El pasado sábado la alcaldesa fue abucheada durante su alocución en el pregón de Gràcia, lo que provocó las lágrimas de la primera edil y que ésta acusara de sectarios a quienes la silbaron. No seré yo quien defienda a quienes lo hicieron, independentistas y radicales, que agasajaban al pregonero, el condenado por sedición Jordi Cuixart, pero sí quiero recordar que, si alguien ha jaleado la falta de respeto contra los adversarios políticos y los discrepantes de sus ideas, han sido en un pasado muy reciente la propia Ada Colau y sus adláteres.

¿Quién no tiene presente a la hoy alcaldesa cuando antaño como activista okupaba pisos municipales, se disfrazaba de avispa para interrumpir actos políticos electorales o promovía escraches, incluso ante domicilios particulares de concejales del PP? Entonces, los que discrepábamos de ella recibíamos, decían, “jarabes democráticos”, y evidentemente los increpadores nunca fueron calificados por ella de intransigentes, como hace ahora al ser éstos sus propios compañeros de activismo (sic) social.

Recuerdo los silbidos y gritos que contra mí proferían los seguidores de Ada Colau mientras intervenía en su investidura como alcaldesa en aquel mes de junio de 2015, y mis palabras e imagen se reflejaban en las pantallas de televisión instaladas en la plaza Sant Jaume para retransmitir aquel momento. El bochorno de descalificaciones y de insultos que sufrí al salir del ayuntamiento proferidos por sus seguidores se consideraron entonces olas de entusiasmo ante la elección de la alcaldesa Colau.  

Ahora ella se queja, llora, lamenta la actitud hostil de la que fue objeto y descalifica a sus autores. Yo también lo repruebo y reivindico como siempre he hecho el respeto al diferente. Es un buen momento para reflexionar sobre lo que sucedería si imperase el hábito de abuchear, de “lapidar verbalmente”, a aquel con el que se discrepa. O qué pasaría si a los que no somos independentistas nos diera por acudir a actos públicos a silbar e interrumpir las intervenciones de nuestros gobernantes en Cataluña. O, los que no somos de izquierda extrema, a los de Barcelona.
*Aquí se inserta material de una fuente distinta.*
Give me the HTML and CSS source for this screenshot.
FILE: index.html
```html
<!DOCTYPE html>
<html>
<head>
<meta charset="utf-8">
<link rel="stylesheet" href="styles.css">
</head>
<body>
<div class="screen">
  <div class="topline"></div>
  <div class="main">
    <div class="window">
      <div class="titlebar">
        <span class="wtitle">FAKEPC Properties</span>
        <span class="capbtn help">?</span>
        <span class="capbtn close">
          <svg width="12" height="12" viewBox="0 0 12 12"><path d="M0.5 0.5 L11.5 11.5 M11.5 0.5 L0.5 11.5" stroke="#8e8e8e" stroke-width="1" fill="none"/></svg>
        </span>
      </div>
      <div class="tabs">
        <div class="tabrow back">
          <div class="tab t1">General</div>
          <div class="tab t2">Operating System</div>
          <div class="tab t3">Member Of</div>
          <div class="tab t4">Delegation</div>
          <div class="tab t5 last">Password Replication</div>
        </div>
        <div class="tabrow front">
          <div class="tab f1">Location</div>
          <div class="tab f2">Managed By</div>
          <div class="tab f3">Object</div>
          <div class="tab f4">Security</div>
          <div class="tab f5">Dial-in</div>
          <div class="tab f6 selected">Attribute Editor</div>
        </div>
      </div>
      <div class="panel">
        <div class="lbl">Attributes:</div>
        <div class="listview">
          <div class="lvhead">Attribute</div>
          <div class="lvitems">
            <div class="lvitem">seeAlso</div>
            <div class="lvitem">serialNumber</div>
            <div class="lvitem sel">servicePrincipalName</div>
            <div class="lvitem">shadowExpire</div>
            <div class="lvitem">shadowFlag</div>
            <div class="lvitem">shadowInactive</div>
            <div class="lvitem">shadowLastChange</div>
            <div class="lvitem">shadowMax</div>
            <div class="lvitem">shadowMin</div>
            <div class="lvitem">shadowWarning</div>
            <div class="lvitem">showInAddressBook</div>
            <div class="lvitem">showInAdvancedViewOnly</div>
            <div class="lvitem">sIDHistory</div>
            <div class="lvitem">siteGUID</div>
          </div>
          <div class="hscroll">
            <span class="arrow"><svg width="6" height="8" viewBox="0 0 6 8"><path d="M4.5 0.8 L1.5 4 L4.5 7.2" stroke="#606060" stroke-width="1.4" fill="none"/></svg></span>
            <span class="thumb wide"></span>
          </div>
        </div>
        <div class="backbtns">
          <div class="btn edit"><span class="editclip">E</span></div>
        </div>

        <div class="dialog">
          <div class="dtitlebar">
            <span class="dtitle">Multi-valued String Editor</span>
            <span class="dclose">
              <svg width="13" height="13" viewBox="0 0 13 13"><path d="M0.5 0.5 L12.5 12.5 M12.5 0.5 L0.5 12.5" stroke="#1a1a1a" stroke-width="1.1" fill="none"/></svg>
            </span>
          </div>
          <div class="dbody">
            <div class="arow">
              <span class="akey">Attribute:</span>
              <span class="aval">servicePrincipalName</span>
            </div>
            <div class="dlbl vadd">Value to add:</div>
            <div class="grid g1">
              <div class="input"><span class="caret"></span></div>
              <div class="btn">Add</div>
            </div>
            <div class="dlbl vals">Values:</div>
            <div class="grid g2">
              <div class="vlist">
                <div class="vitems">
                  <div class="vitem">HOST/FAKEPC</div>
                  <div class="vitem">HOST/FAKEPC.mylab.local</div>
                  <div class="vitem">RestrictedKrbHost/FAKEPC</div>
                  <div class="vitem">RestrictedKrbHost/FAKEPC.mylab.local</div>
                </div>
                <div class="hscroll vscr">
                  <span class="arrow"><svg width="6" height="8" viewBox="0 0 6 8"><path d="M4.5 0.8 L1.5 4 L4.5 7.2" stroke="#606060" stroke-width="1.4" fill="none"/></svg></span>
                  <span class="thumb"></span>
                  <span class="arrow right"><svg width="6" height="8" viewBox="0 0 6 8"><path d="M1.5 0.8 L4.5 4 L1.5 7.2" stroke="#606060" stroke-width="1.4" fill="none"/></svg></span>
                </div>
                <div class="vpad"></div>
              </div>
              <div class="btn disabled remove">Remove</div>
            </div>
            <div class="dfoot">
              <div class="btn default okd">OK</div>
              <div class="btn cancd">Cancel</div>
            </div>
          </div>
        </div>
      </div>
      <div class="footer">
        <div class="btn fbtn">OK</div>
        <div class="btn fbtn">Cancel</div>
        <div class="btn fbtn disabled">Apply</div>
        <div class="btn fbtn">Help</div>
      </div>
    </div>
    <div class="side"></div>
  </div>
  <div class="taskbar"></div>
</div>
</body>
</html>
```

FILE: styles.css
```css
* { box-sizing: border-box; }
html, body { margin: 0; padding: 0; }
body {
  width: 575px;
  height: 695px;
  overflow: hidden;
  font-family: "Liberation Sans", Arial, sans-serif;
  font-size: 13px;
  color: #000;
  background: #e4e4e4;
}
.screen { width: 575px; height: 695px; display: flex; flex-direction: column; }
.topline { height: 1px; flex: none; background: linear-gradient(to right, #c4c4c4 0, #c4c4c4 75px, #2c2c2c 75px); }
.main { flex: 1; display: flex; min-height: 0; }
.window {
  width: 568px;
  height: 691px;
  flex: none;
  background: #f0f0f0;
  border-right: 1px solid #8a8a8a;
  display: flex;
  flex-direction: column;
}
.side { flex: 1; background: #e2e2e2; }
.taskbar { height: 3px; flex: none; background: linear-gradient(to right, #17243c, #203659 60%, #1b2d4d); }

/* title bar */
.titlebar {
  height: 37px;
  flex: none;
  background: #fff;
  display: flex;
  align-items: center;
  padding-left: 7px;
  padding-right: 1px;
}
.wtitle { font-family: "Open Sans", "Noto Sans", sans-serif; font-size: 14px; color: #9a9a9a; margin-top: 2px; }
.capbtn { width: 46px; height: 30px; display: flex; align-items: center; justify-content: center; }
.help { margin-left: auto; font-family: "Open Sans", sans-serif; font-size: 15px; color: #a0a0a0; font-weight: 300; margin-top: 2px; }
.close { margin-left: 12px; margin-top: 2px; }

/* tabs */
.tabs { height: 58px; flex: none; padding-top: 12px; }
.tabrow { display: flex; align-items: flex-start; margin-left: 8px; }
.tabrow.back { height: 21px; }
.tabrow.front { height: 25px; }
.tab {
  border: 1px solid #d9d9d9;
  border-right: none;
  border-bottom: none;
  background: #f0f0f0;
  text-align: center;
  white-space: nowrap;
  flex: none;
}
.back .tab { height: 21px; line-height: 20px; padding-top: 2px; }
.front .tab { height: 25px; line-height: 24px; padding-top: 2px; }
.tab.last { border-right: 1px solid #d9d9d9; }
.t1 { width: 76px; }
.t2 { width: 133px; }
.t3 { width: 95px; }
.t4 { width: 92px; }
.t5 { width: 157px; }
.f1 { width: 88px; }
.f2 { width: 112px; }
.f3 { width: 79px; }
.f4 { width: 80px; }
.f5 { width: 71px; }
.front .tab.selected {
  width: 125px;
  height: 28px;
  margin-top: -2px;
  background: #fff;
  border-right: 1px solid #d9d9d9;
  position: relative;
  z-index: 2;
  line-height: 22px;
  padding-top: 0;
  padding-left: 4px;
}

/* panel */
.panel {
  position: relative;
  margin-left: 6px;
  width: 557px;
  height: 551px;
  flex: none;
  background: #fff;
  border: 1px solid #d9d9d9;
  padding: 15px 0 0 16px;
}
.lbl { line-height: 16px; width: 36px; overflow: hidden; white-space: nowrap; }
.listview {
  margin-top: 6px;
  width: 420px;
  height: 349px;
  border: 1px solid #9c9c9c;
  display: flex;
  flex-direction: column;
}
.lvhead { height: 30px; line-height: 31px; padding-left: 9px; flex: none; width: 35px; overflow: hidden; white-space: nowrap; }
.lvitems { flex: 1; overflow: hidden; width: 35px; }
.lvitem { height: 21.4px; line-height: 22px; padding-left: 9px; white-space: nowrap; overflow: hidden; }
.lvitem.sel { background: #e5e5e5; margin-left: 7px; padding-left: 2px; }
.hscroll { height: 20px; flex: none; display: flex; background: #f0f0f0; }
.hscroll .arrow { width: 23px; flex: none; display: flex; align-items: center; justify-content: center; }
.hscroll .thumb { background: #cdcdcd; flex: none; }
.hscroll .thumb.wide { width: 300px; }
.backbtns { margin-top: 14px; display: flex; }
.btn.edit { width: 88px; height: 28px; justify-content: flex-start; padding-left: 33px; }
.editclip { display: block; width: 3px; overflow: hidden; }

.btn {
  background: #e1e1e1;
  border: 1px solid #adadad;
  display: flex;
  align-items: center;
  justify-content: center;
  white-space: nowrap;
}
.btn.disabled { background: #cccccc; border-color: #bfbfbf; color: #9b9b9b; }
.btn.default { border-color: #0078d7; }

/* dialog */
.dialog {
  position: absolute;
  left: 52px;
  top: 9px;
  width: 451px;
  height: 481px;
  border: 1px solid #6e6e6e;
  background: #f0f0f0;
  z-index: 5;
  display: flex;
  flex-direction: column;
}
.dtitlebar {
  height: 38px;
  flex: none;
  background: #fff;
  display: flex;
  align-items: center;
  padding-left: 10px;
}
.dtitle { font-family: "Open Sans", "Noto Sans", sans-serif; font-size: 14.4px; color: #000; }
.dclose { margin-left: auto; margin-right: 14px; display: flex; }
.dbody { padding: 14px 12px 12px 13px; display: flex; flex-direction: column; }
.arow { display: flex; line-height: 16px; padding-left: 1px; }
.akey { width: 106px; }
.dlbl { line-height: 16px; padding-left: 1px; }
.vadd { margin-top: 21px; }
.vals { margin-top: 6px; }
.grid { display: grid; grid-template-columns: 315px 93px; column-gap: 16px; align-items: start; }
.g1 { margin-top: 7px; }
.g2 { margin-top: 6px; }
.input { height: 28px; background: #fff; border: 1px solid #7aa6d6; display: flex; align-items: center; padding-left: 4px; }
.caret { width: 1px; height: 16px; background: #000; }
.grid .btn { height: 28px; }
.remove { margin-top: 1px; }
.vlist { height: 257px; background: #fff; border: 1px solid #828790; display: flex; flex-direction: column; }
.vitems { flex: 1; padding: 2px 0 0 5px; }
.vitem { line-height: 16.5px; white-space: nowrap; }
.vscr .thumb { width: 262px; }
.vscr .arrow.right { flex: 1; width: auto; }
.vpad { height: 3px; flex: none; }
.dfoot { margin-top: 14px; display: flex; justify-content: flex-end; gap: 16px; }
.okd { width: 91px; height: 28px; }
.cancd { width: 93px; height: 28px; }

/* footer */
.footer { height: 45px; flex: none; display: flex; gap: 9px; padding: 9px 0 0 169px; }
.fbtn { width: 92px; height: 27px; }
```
Han de ser tiempos de respeto y también de solidaridad y compromiso. Hace unos años, en plena avalancha de refugiados, Colau se desplazó a la localidad alemana de Leipzig para conocer los planes de acogida de distintas ciudades europeas y firmaba convenios de colaboración con Lampedusa y Lesbos. Ahora, y ante la crisis en Afganistán, la alcaldesa tiene una magnífica ocasión para desplazarse a Kabul a interesarse por la crisis humanitaria. O ir a Pakistán, donde irán miles de desplazados que huyen del terror talibán.

Allí la alcaldesa podrá defender el derecho a la vida, los derechos de la mujer o el derecho a la escolarización de las niñas. Les podrá explicar por qué se oponía a respuestas militares contra los integristas y cómo ella los frenaría. Incluso podrá convencerles de que lo que necesitan los desplazados y refugiados no son soldados que derroten al terror, sino que precisan de ciertas asociaciones feministas que ahora callan y no se movilizan ante el atropello a la mujer. También podrían acompañar a la alcaldesa sus entidades afines que se proclaman defensoras de los derechos humanos, aunque en nuestra ciudad sean más acusadoras de policías que otra cosa. No basta con volver a poner una pancarta en la fachada municipal dando la bienvenida a los refugiados. Lo que hay que hacer es movilizarse y reaccionar para derrotar a los talibanes para que Barcelona no tenga que ser ciudad de acogida al haberse conseguido que nadie tenga que huir de su país ni del totalitarismo e integrismo islámico.